Por fim, oportuno é aqui referir um excerto da crítica antropológica da ideia de Deus, levada  a efeito por Feuerbach, em seu Preleções sobre a essência da religião (2009):


“Já observei que a meta de meu tratado sobre a essência da religião, e consequentemente, também destas preleções, não é outra senão mostrar que o Deus da natureza ou o Deus que o homem distingue de sua essência e que pressupõe esta como a causa ou origem nada mais é do que a própria natureza, e que o Deus humano ou o Deus espiritual ao qual atribui predicados como consciência e vontade que ele imagina como um ser semelhante a si, distinto da natureza enquanto entidade destituída de vontade e consciência, nada mais é do que o próprio homem ( grifo meu, p. 180)

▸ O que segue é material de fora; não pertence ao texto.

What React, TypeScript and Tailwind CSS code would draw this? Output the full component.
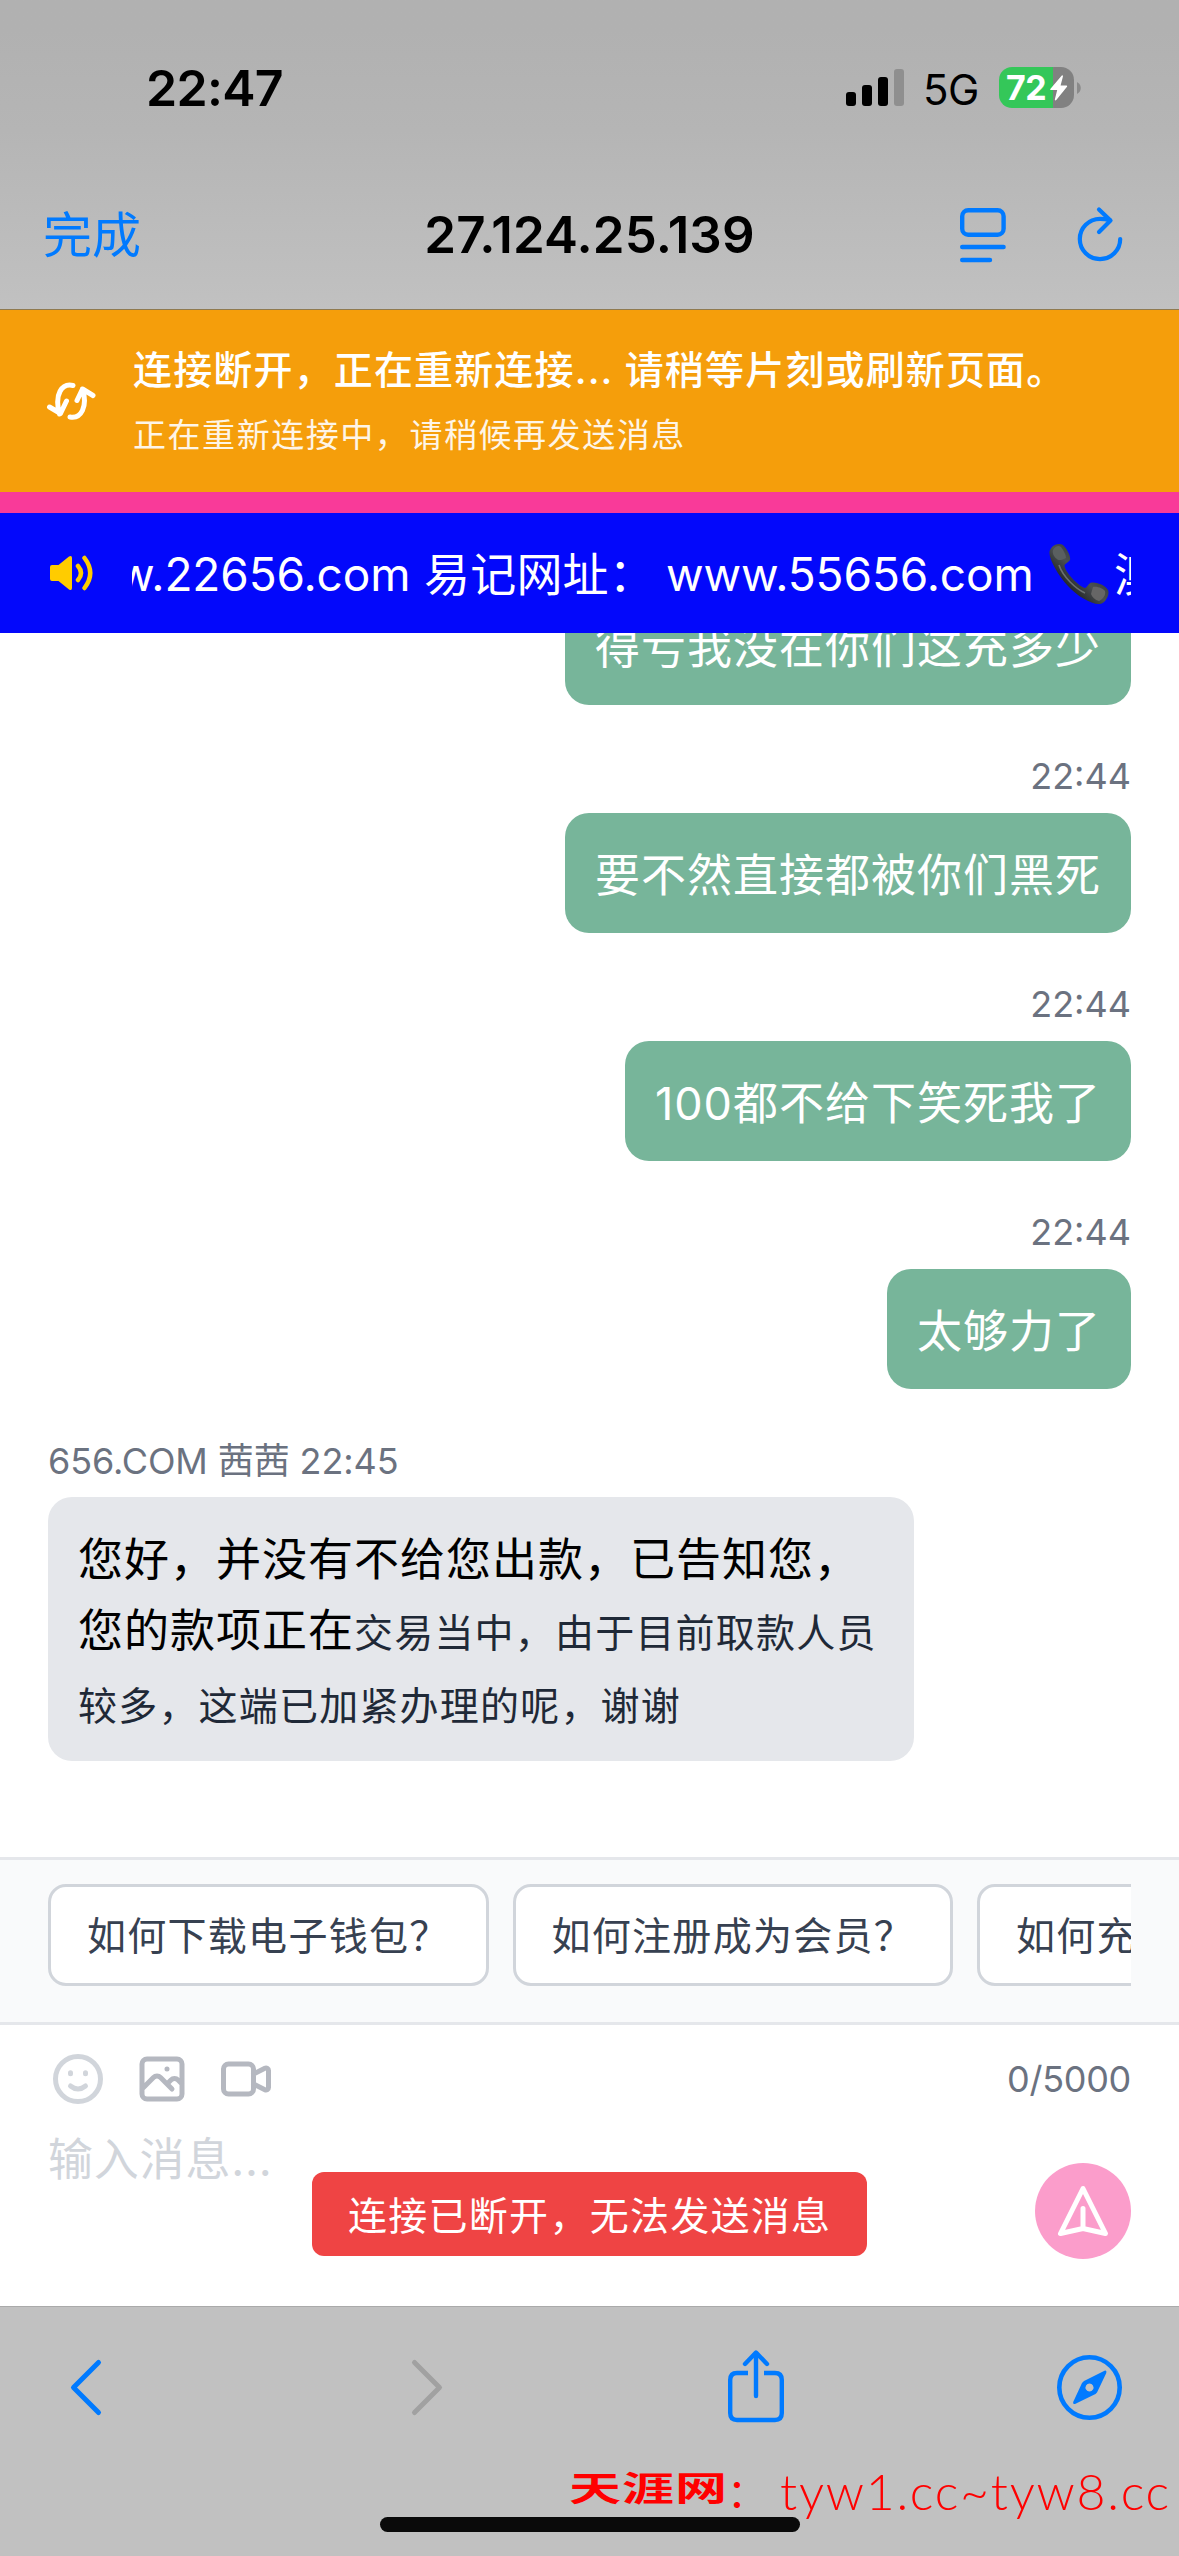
import React from "react";

const SANS = "font-['Inter','Noto_Sans_CJK_SC',sans-serif]";

function StatusBar() {
  return (
    <div className="flex h-[176px] items-start justify-between pl-[146px] pr-[98px]">
      <span className="mt-[57px] text-[50px] leading-[62px] font-semibold tracking-[-0.7px] text-black">22:47</span>
      <div className="mt-[67px] flex h-[41px] items-center">
        <svg width="58" height="37" viewBox="0 0 58 37" className="mr-[19px]">
          <rect x="0" y="23" width="10" height="14" rx="3" />
          <rect x="16" y="16" width="10" height="21" rx="3" />
          <rect x="32" y="8" width="10" height="29" rx="3" />
          <rect x="48" y="0" width="10" height="37" rx="3" fill="#8f8f8f" />
        </svg>
        <span className="mt-[4px] w-[76px] text-[42px] leading-[42px] tracking-[-0.5px] whitespace-nowrap text-black">5G</span>
        <div className="relative flex h-[41px] w-[75px] items-center overflow-hidden rounded-[13px] bg-gradient-to-r from-[#34c759] from-[72%] to-[#818181] to-[72%]">
          <span className="ml-[7px] w-[44px] text-[34px] leading-[41px] font-bold tracking-[-0.5px] text-white">72</span>
          <svg width="18" height="26" viewBox="0 0 18 26" className="shrink-0" fill="#fff">
            <path d="M11.8 0.5 L0.3 14 Q0 15 1 15 H7.2 L4.8 24.5 Q5.2 26 6.3 25 L17 11.8 Q17.5 10.5 16.4 10.4 H10.6 L13 1.2 Q12.8 -0.2 11.8 0.5Z" />
          </svg>
        </div>
        <svg width="7" height="12" viewBox="0 0 7 12" fill="#8a8a8a">
          <path d="M3 0 C8 2.5 8 9.5 3 12Z" />
        </svg>
      </div>
    </div>
  );
}

function NavBar() {
  return (
    <div className="grid h-[134px] grid-cols-3 items-start border-b border-[#8f7a50] px-[43px]">
      <span className="mt-[30px] text-[49px] leading-[60px] text-[#007aff]">完成</span>
      <span className="mt-[28px] text-center text-[51px] leading-[62px] font-semibold tracking-[0.15px] whitespace-nowrap text-black">
        27.124.25.139
      </span>
      <div className="mr-[12px] mt-[28px] flex justify-end gap-[69px]">
        <svg width="48" height="62" viewBox="0 0 48 62" fill="none" stroke="#007aff" strokeWidth="4.4" strokeLinecap="round">
          <rect x="3.2" y="6.2" width="41.4" height="24.6" rx="6" />
          <path d="M3.2 43H44.6M3.2 56H31" />
        </svg>
        <svg width="48" height="62" viewBox="0 0 48 62" fill="none" stroke="#007aff" strokeWidth="4.2" strokeLinecap="round" strokeLinejoin="round">
          <path d="M34 16.2C30 15 27 14.800 24 14.800A20.200 20.200 0 1 0 44.200 35" />
          <path d="M23 5.500L34.500 16.500L23 28" />
        </svg>
      </div>
    </div>
  );
}

function ReconnectBanner() {
  return (
    <div className="flex h-[182px] items-center bg-[#f59e0b] pl-[46px] text-white">
      <svg width="50" height="38" viewBox="0 0 50 38" fill="none" stroke="#fff" strokeWidth="5" strokeLinecap="round" strokeLinejoin="round">
        <path d="M27 3.500C16 1 8 12 13.500 32M3.500 25L14.500 31.500L20.500 19" />
        <path d="M24 35C35 37 42 25 36.500 7M31 18.500L36.500 7L47 13.500" />
      </svg>
      <div className="mt-[2px] ml-[37px] flex flex-col">
        <span className="text-[39px] leading-[60px] font-medium tracking-[1.15px] whitespace-nowrap">
          连接断开，正在重新连接... 请稍等片刻或刷新页面。
        </span>
        <span className="mt-[6px] text-[33px] leading-[58px] tracking-[1.55px] opacity-90">正在重新连接中，请稍候再发送消息</span>
      </div>
    </div>
  );
}

function PhoneIcon() {
  return (
    <svg width="60" height="62" viewBox="0 0 60 62" className="shrink-0">
      <defs>
        <linearGradient id="handset" x1="0" y1="1" x2="1" y2="0">
          <stop offset="0.3" stopColor="#25282a" />
          <stop offset="0.5" stopColor="#4b5052" />
          <stop offset="0.7" stopColor="#35393b" />
        </linearGradient>
      </defs>
      <path
        d="M3 4C6 1 11 0 14 2C18 6 22 13 21 17C20 19 17 20 15.500 22C15 28 29 43 36 45C39 44 39 40 43 39.500C49 39 57 43 59 47C61 51 57 60 51 61C43 62 28 53 19 43C8 31 -2 13 1 7Z"
        fill="url(#handset)"
      />
      <path d="M4 7C6 3 10 2 12 4C15 8 17 12 17 15C14 17 9 18 8 16C5 14 3 10 4 7Z" fill="#5a5f60" />
      <path d="M44 44C49 43 54 46 56 48C57 52 54 56 50 58C46 57 43 54 42 51Z" fill="#666" />
      <path d="M10 22C14 34 27 46 36 50" stroke="#6b7072" strokeWidth="1.600" fill="none" />
    </svg>
  );
}

function Ticker() {
  return (
    <div className="flex h-[120px] items-center bg-[#0308fb] pl-[50px] pr-[48px]">
      <svg width="44" height="40" viewBox="0 0 44 40" fill="#fc0">
        <path d="M2 12H8.500L19 3.500Q22 2 22 5V35Q22 38 19 36.500L8.500 28H2Q0 28 0 26V14Q0 12 2 12Z" />
        <path d="M28 13Q34 20 28 27M34.500 5Q46 20 34.500 35" fill="none" stroke="#fc0" strokeWidth="4.500" strokeLinecap="round" />
      </svg>
      <div className="ml-[38px] flex h-[120px] flex-1 items-center overflow-hidden pt-[2px] text-[46px] leading-[64px] whitespace-pre text-white">
        <span className="-ml-[90px] w-[382px] shrink-0 tracking-[-0.1px]">www.22656.com</span>
        <span className="w-[242px] shrink-0 tracking-[0.2px]">易记网址：</span>
        <span className="w-[383px] shrink-0 tracking-[-0.1px]">www.55656.com</span>
        <PhoneIcon />
        <span className="ml-[5px] shrink-0">澳门</span>
      </div>
    </div>
  );
}

function Outgoing({ text, time }: { text: string; time?: string }) {
  return (
    <div className="flex flex-col items-end">
      {time && <span className="mb-[13px] h-[47px] text-[36px] leading-[46px] text-[#6b7280]">{time}</span>}
      <div className="h-[120px] rounded-[24px] bg-[#77b59a] px-[30px] pt-[27px] text-[45px] leading-[72px] tracking-[1px] whitespace-nowrap text-white">
        {text}
      </div>
    </div>
  );
}

function Messages() {
  return (
    <div className="flex h-[1224px] flex-col overflow-hidden bg-white px-[48px]">
      <div className="-mt-[48px] flex flex-col gap-[48px]">
        <Outgoing text="得亏我没在你们这充多少" />
        <Outgoing time="22:44" text="要不然直接都被你们黑死" />
        <Outgoing time="22:44" text="100都不给下笑死我了" />
        <Outgoing time="22:44" text="太够力了" />
      </div>
      <div className="mt-[48px] flex flex-col items-start">
        <span className="mb-[12px] h-[48px] text-[36px] leading-[48px] tracking-[-0.1px] text-[#6b7280]">656.COM 茜茜 22:45</span>
        <div className="h-[264px] w-[866px] rounded-[24px] bg-[#e5e7eb] px-[30px] pt-[26px] text-[39px] leading-[73px] tracking-[1.2px] whitespace-nowrap text-[#1f2937]">
          <p className="text-[45px] tracking-[1px] text-black">您好，并没有不给您出款，已告知您，</p>
          <p>
            <span className="text-[45px] leading-[60px] tracking-[1px] text-black">您的款项正在</span>交易当中，由于目前取款人员
          </p>
          <p>较多，这端已加紧办理的呢，谢谢</p>
        </div>
      </div>
    </div>
  );
}

function QuickReplies() {
  return (
    <div className="h-[168px] border-y-[3px] border-[#e5e7eb] bg-[#f9fafb] px-[48px] pt-[24px]">
      <div className="flex gap-[24px] overflow-hidden">
        {["如何下载电子钱包？", "如何注册成为会员？", "如何充值？"].map((label) => (
          <button
            key={label}
            className="h-[102px] shrink-0 rounded-[18px] border-[3px] border-[#d1d5db] bg-white px-[36px] text-left text-[39px] leading-[97px] tracking-[1.28px] whitespace-nowrap text-[#374151]"
          >
            {label}
          </button>
        ))}
      </div>
    </div>
  );
}

function Composer() {
  return (
    <div className="relative h-[281px] bg-white px-[48px] pt-[24px]">
      <div className="flex h-[60px] items-center justify-between">
        <div className="flex gap-[24px]">
          <svg width="60" height="60" viewBox="0 0 24 24" fill="none" stroke="#d1d5db" strokeWidth="2" strokeLinecap="round">
            <circle cx="12" cy="12" r="9" />
            <path d="M9 14.800Q12 17.200 15 14.800" />
            <path d="M9 9.500V9.900M15 9.500V9.900" />
          </svg>
          <svg width="60" height="60" viewBox="0 0 24 24" fill="none" stroke="#b5b8c0" strokeWidth="2" strokeLinecap="round" strokeLinejoin="round">
            <path d="M4 16l4.586-4.586a2 2 0 012.828 0L16 16m-2-2l1.586-1.586a2 2 0 012.828 0L20 14m-6-6h.01M6 20h12a2 2 0 002-2V6a2 2 0 00-2-2H6a2 2 0 00-2 2v12a2 2 0 002 2z" />
          </svg>
          <svg width="60" height="60" viewBox="0 0 24 24" fill="none" stroke="#b5b8c0" strokeWidth="2" strokeLinecap="round" strokeLinejoin="round">
            <path d="M15 10l4.553-2.276A1 1 0 0121 8.618v6.764a1 1 0 01-1.447.894L15 14M5 18h8a2 2 0 002-2V8a2 2 0 00-2-2H5a2 2 0 00-2 2v8a2 2 0 002 2z" />
          </svg>
        </div>
        <span className="text-[36px] leading-[48px] tracking-[-0.3px] text-[#6b7280]">0/5000</span>
      </div>
      <div className="mt-[19px] text-[45px] leading-[64px] tracking-[0.8px] text-[#d1d5db]">输入消息...</div>
      <button className="absolute top-[138px] right-[48px] flex size-[96px] items-center justify-center rounded-full bg-[#fb9dcb]">
        <svg width="60" height="60" viewBox="0 0 24 24" fill="none" stroke="#fff" strokeWidth="2" strokeLinecap="round" strokeLinejoin="round">
          <path d="M12 19l9 2-9-18-9 18 9-2zm0 0v-8" />
        </svg>
      </button>
      <div className="absolute top-[147px] left-[312px] h-[84px] rounded-[12px] bg-[#ef4444] px-[36px] text-[39px] leading-[87px] tracking-[1.28px] whitespace-nowrap text-white">
        连接已断开，无法发送消息
      </div>
    </div>
  );
}

function BottomBar() {
  return (
    <div className="relative flex h-[250px] flex-col items-center bg-[#c1c1c1]">
      <div className="h-px w-full bg-[#aaa]" />
      <div className="mt-[40px] flex h-[80px] w-full items-center pl-[69px]">
        <svg width="34" height="60" viewBox="0 0 34 60" fill="none" stroke="#007aff" strokeWidth="5" strokeLinecap="round" strokeLinejoin="round">
          <path d="M29.500 5.500L4.500 30.500L29.500 55.500" />
        </svg>
        <svg className="ml-[307px]" width="34" height="60" viewBox="0 0 34 60" fill="none" stroke="#a1a1a1" strokeWidth="5" strokeLinecap="round" strokeLinejoin="round">
          <path d="M4.500 5.500L29.500 30.500L4.500 55.500" />
        </svg>
        <svg className="ml-[282px]" width="60" height="76" viewBox="0 0 60 76" fill="none" stroke="#007aff" strokeWidth="4.400" strokeLinecap="round" strokeLinejoin="round">
          <path d="M22 24H11Q4.200 24 4.200 31V64Q4.200 71 11 71H49Q55.800 71 55.800 64V31Q55.800 24 49 24H38" strokeLinecap="butt" />
          <path d="M30 47V4M19 15L30 3.500L41 15" />
        </svg>
        <svg className="ml-[268px]" width="71" height="70" viewBox="0 0 71 70">
          <circle cx="35.500" cy="35.500" r="30.200" fill="none" stroke="#007aff" strokeWidth="4.600" />
          <path
            fillRule="evenodd"
            fill="#007aff"
            d="M50.500 18.700Q53 18 52.300 21L43 40.500L41.500 42L21 52Q18.500 52.600 19.200 50L28 31L30 29ZM35.500 31.500a4 4 0 1 0 0.010 0Z"
          />
        </svg>
      </div>
      <div className="mt-[90px] h-[15px] w-[420px] rounded-full bg-[#0a0a0a]" />
      <div className="absolute top-[153px] right-[8px] flex h-[60px] items-center whitespace-nowrap text-[#f00]">
        <span className="inline-block w-[158px] scale-y-[.66] text-[52px] leading-[60px] font-bold tracking-[1px]">天涯网</span>
        <span className="mt-[8px] w-[53px] text-[40px] leading-[60px]">：</span>
        <span className="mt-[3px] w-[391px] font-['Lato'] text-[50px] leading-[60px] font-light tracking-[1.75px]">tyw1.cc~tyw8.cc</span>
      </div>
    </div>
  );
}

export default function App() {
  return (
    <div className={`flex h-[2556px] w-[1179px] flex-col overflow-hidden bg-white ${SANS}`}>
      <header className="h-[310px] bg-linear-to-b from-[#b1b1b1] from-10% via-[#b5b5b5] via-42% to-[#c1c1c1]">
        <StatusBar />
        <NavBar />
      </header>
      <ReconnectBanner />
      <div className="h-[21px] shrink-0 bg-[#f93a99]" />
      <Ticker />
      <Messages />
      <QuickReplies />
      <Composer />
      <BottomBar />
    </div>
  );
}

Feuerbach, fiel à crítica desmitificadora do materialismo moderno, denuncia o antropomofismo que está na base da ideia do Deus judaico-cristão, bem como desmonta aquilo que a consciência religiosa dicotomizou, no momento em que ele, Feuerbach, viu em Deus a hipóstase da própria essência do homem. Deus é o próprio homem, e não um ente radicalmente distinto como aparece para a consciência mistificada dos crentes. Trata-se – eu acrescentaria – de reposicionar na origem o homem, de ver a história como trabalho e realidade humana, e Deus como um produto imaginário da consciência humana historicamente constituída nas práticas reais e concretas das quais os seres humanos são os únicos e verdadeiros agentes (embora também se insiram, no processo histórico, como produtos). A ideia de Deus é, portanto, produto de determinadas condições históricas da existência humana. Feuerbach não cansou de insistir em que suas ideias tomam corpo na consideração de “fenômenos históricos e empíricos” (ib.id.), razão por que conseguiu repor no lugar próprio aquilo que a consciência religiosa tratou de mudar de lugar, na medida em que estabeleceu para Deus o lugar de causa, de criador; e ao homem, o de resultado, produto ou criatura, na invenção recontada ad nauseam da Criação.